Tenzaloy™ can be readily anodized by standard procedures and will produce a white color superior to alloys containing copper and/or silicon. The anodized coating may be dyed any available color. It should be emphasized that the surfaces of sand castings in any alloy are prone toward porosity of many kinds, and that if coloring is being considered, the surfaces must contain a minimum of porosity for satisfactory dye application. 

 

Brazing

Because of its high melting range of 607-652˚ C., Tenzaloy™ is one of the few casting alloys which can be brazed at temperatures of 552-607˚ C. Conventional techniques may be used, such as oven, torch or fluxbath dip methods. Tenzaloy™ can be brazed to itself, to extruded aluminum sections, or to other forms of the proper alloys. 

 

Corrosion Resistance 

Tenzaloy™ has excellent corrosion resistance, equivalent to the aluminum-silicon alloys.

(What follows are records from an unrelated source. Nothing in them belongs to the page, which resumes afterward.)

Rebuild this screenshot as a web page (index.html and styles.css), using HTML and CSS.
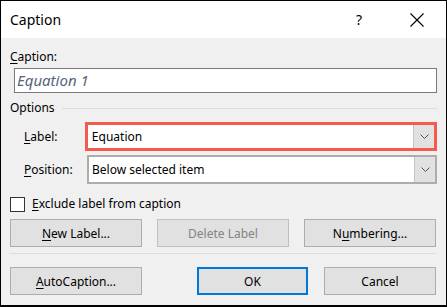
FILE: index.html
```html
<!DOCTYPE html>
<html lang="en">
<head>
    <meta charset="UTF-8">
    <title>Caption</title>
    <link rel="stylesheet" href="styles.css">
</head>
<body>
    <div class="dialog">
        <!-- Title bar -->
        <div class="titlebar">
            <span class="title">Caption</span>
            <span class="help">?</span>
            <span class="close">
                <svg width="14" height="14" viewBox="0 0 14 14">
                    <path d="M0.5 0.5 L13.5 13.5 M13.5 0.5 L0.5 13.5" stroke="#000" stroke-width="1.1" fill="none"/>
                </svg>
            </span>
        </div>

        <div class="content">
            <div class="caption-label"><u>C</u>aption:</div>
            <div class="caption-input">Equation 1</div>

            <div class="group-head">
                <span>Options</span>
                <span class="group-line"></span>
            </div>

            <div class="option-row first-row">
                <span class="row-label"><u>L</u>abel:</span>
                <div class="select select-highlight">
                    <span class="select-text">Equation</span>
                    <span class="select-btn">
                        <svg width="9" height="5" viewBox="0 0 9 5"><path d="M0.5 0.5 L4.5 4.5 L8.5 0.5" stroke="#555" fill="none"/></svg>
                    </span>
                </div>
            </div>

            <div class="option-row">
                <span class="row-label"><u>P</u>osition:</span>
                <div class="select">
                    <span class="select-text">Below selected item</span>
                    <span class="select-btn">
                        <svg width="9" height="5" viewBox="0 0 9 5"><path d="M0.5 0.5 L4.5 4.5 L8.5 0.5" stroke="#555" fill="none"/></svg>
                    </span>
                </div>
            </div>

            <div class="check-row">
                <span class="checkbox"></span>
                <span><u>E</u>xclude label from caption</span>
            </div>

            <div class="btn-row">
                <button class="btn"><u>N</u>ew Label...</button>
                <button class="btn" disabled>Delete Label</button>
                <button class="btn">N<u>u</u>mbering...</button>
            </div>

            <div class="separator"></div>

            <div class="bottom-row">
                <button class="btn"><u>A</u>utoCaption...</button>
                <button class="btn btn-default">OK</button>
                <button class="btn btn-cancel">Cancel</button>
            </div>
        </div>
    </div>
</body>
</html>
```

FILE: styles.css
```css
body {
    margin: 0;
    background-color: #ffffff;
    font-family: 'Noto Sans', 'Liberation Sans', sans-serif;
    font-size: 12px;
    color: #000;
}

.dialog {
    width: 447px;
    height: 307px;
    box-sizing: border-box;
    border: 1px solid #000;
    border-bottom-width: 2px;
    background-color: #f0f0f0;
}

/* Title bar */
.titlebar {
    height: 37px;
    background-color: #ffffff;
    display: flex;
    align-items: center;
    padding-left: 9px;
}

.title {
    font-size: 14px;
    flex: 1;
}

.help {
    font-size: 14px;
    width: 54px;
}

.close {
    width: 36px;
    display: flex;
}

/* Content */
.content {
    padding: 10px 9px 0 9px;
}

u {
    text-decoration-thickness: 1px;
    text-underline-offset: 2px;
}

.caption-label {
    line-height: 18px;
}

.caption-input {
    margin: 2px 0 0 4px;
    height: 25px;
    box-sizing: border-box;
    border: 1px solid #7a7a7a;
    background-color: #ffffff;
    padding-left: 2px;
    line-height: 23px;
    font-size: 15px;
    font-style: italic;
    color: #56657a;
}

.group-head {
    display: flex;
    align-items: center;
    margin-top: 6px;
    line-height: 18px;
}

.group-line {
    flex: 1;
    height: 1px;
    background-color: #dcdcdc;
    margin-left: 7px;
}

.option-row {
    display: flex;
    align-items: center;
    padding-left: 14px;
    margin-top: 4px;
}

.first-row {
    margin-top: 5px;
}

.row-label {
    width: 63px;
}

.select {
    width: 350px;
    height: 29px;
    box-sizing: border-box;
    border: 2px solid #adadad;
    background-color: #ffffff;
    display: flex;
    align-items: stretch;
}

.select-highlight {
    width: 353px;
    margin-left: -2px;
    border: 3px solid #f45a4e;
}

.select-text {
    flex: 1;
    padding-left: 3px;
    display: flex;
    align-items: center;
}

.select-btn {
    width: 20px;
    background-color: #e1e1e1;
    border-left: 1px solid #c4c4c4;
    display: flex;
    align-items: center;
    justify-content: center;
}

.select-highlight .select-text {
    padding-left: 4px;
}

.check-row {
    display: flex;
    align-items: center;
    margin-top: 11px;
    line-height: 18px;
}

.checkbox {
    width: 15px;
    height: 15px;
    box-sizing: border-box;
    border: 1px solid #333;
    background-color: #ffffff;
    margin-right: 7px;
}

.btn-row {
    display: grid;
    grid-template-columns: 132px 132px 132px;
    gap: 15px;
    margin-top: 6px;
}

.btn {
    height: 28px;
    box-sizing: border-box;
    border: 1px solid #adadad;
    background-color: #e1e1e1;
    font-family: inherit;
    font-size: 12px;
    color: #000;
    padding: 0;
}

.btn:disabled {
    color: #838383;
    border-color: #bfbfbf;
}

.separator {
    height: 1px;
    background-color: #dcdcdc;
    margin: 6px 1px 0 0;
}

.bottom-row {
    display: flex;
    margin-top: 13px;
}

.bottom-row .btn {
    width: 132px;
}

.bottom-row .btn-default {
    width: 111px;
    margin-left: 55px;
    border: 2px solid #0078d7;
}

.bottom-row .btn-cancel {
    width: 112px;
    margin-left: 16px;
}
```
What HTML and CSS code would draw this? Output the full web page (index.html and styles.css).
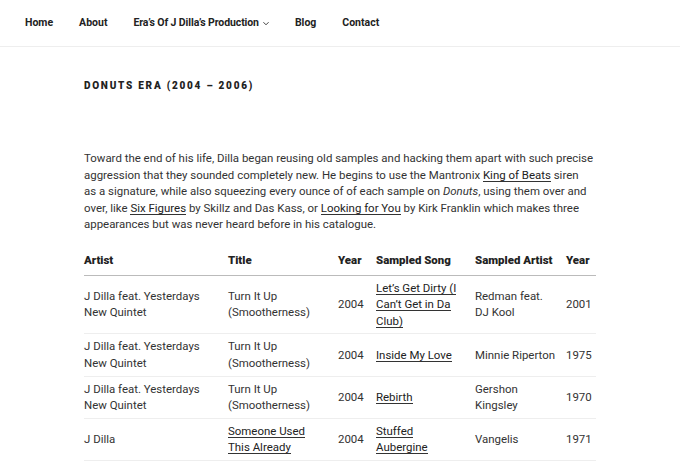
FILE: index.html
```html
<!DOCTYPE html>
<html lang="en">
<head>
  <meta charset="UTF-8" />
  <meta name="viewport" content="width=device-width, initial-scale=1.0"/>
  <title>Donuts Era (2004 – 2006)</title>
  <link rel="stylesheet" href="styles.css">
</head>
<body>
  <nav class="nav">
    <a href="#">Home</a>
    <a href="#">About</a>
    <a href="#" class="has-sub">Era’s Of J Dilla’s Production
      <svg class="chev" width="7" height="5" viewBox="0 0 7 5"><path d="M0.5 1 L3.5 4 L6.5 1" fill="none" stroke="#222" stroke-width="1"/></svg>
    </a>
    <a href="#">Blog</a>
    <a href="#">Contact</a>
  </nav>

  <main class="content">
    <h2 class="era-title">Donuts Era (2004 – 2006)</h2>

    <p>Toward the end of his life, Dilla began reusing old samples and hacking them apart with such precise aggression that they sounded completely new. He begins to use the Mantronix <a href="#">King of Beats</a> siren as&nbsp;a signature, while also squeezing every ounce of of each sample on <em>Donuts</em>, using them over and over, like <a href="#">Six Figures</a> by Skillz and Das Kass, or <a href="#">Looking for You</a> by Kirk Franklin which makes three appearances but was never heard before in his catalogue.</p>

    <table class="samples">
      <thead>
        <tr>
          <th class="c-artist">Artist</th>
          <th class="c-title">Title</th>
          <th class="c-year">Year</th>
          <th class="c-song">Sampled Song</th>
          <th class="c-sartist">Sampled Artist</th>
          <th class="c-syear">Year</th>
        </tr>
      </thead>
      <tbody>
        <tr>
          <td>J Dilla feat. Yesterdays New Quintet</td>
          <td>Turn It Up (Smootherness)</td>
          <td>2004</td>
          <td><a href="#">Let’s Get Dirty (I Can’t Get in Da Club)</a></td>
          <td>Redman feat. DJ&nbsp;Kool</td>
          <td>2001</td>
        </tr>
        <tr>
          <td>J Dilla feat. Yesterdays New Quintet</td>
          <td>Turn It Up (Smootherness)</td>
          <td>2004</td>
          <td><a href="#">Inside My Love</a></td>
          <td>Minnie Riperton</td>
          <td>1975</td>
        </tr>
        <tr>
          <td>J Dilla feat. Yesterdays New Quintet</td>
          <td>Turn It Up (Smootherness)</td>
          <td>2004</td>
          <td><a href="#">Rebirth</a></td>
          <td>Gershon Kingsley</td>
          <td>1970</td>
        </tr>
        <tr>
          <td>J Dilla</td>
          <td><a href="#">Someone Used This Already</a></td>
          <td>2004</td>
          <td><a href="#">Stuffed Aubergine</a></td>
          <td>Vangelis</td>
          <td>1971</td>
        </tr>
      </tbody>
    </table>
  </main>
</body>
</html>
```

FILE: styles.css
```css
body { margin: 0; font-family: Roboto, "Liberation Sans", sans-serif; color: #333; background: #fff; font-size: 11.45px; line-height: 16.6px; }
a { color: #222; text-decoration: none; }

.nav { display: flex; align-items: center; height: 46px; padding: 0 0 0 25px; border-bottom: 1px solid #eee; gap: 26px; }
.nav a { font-size: 10.5px; font-weight: 700; color: #222; }
.nav .has-sub { display: flex; align-items: center; gap: 4px; letter-spacing: -0.1px; }
.chev { margin-top: 1px; width: 6px; }

.content { width: 512px; margin-left: 84px; }
.era-title { font-size: 10px; font-weight: 900; letter-spacing: 1.75px; text-transform: uppercase; color: #222; margin: 32px 0 0; line-height: 14px; }
.content p { margin: 57px 0 0; }
.content p a, .samples td a { box-shadow: inset 0 -1px 0 #333; }

.samples { width: 512px; table-layout: fixed; border-collapse: collapse; margin-top: 11px; }
.samples th { text-align: left; font-weight: 900; color: #222; padding: 8px 6px 6px 0; border-bottom: 1px solid #bbb; white-space: nowrap; }
.samples td { padding: 4px 6px 4px 0; border-bottom: 1px solid #eee; vertical-align: middle; }
.samples tr > :nth-child(2) { padding-right: 14px; }
.samples tr > :nth-child(4) { padding-right: 11px; }
.samples tr > :nth-child(5) { padding-right: 5px; }
.samples tr > :last-child { padding-right: 0; }
.samples .c-artist { width: 138px; }
.samples .c-title { width: 96px; }
.samples .c-year { width: 32px; }
.samples .c-song { width: 88px; }
.samples .c-sartist { width: 86px; }
.samples .c-syear { width: 30px; }
```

Tenzaloy™ compares favorably with other high strength alloys in that the alloy is not susceptible to acceleration of corrosion by stress (below 80% of the yield strength) nor to stress corrosion cracking. The alloy exhibited a negligible loss of mechanical properties after immersion in aerated 3% water solution of sodium chloride for ninety days, and the small surface attack that was present was found to be uniform without pitting. This uniformity of resistance is not encountered with the aluminum-silicon alloys commonly considered to be corrosion resistant.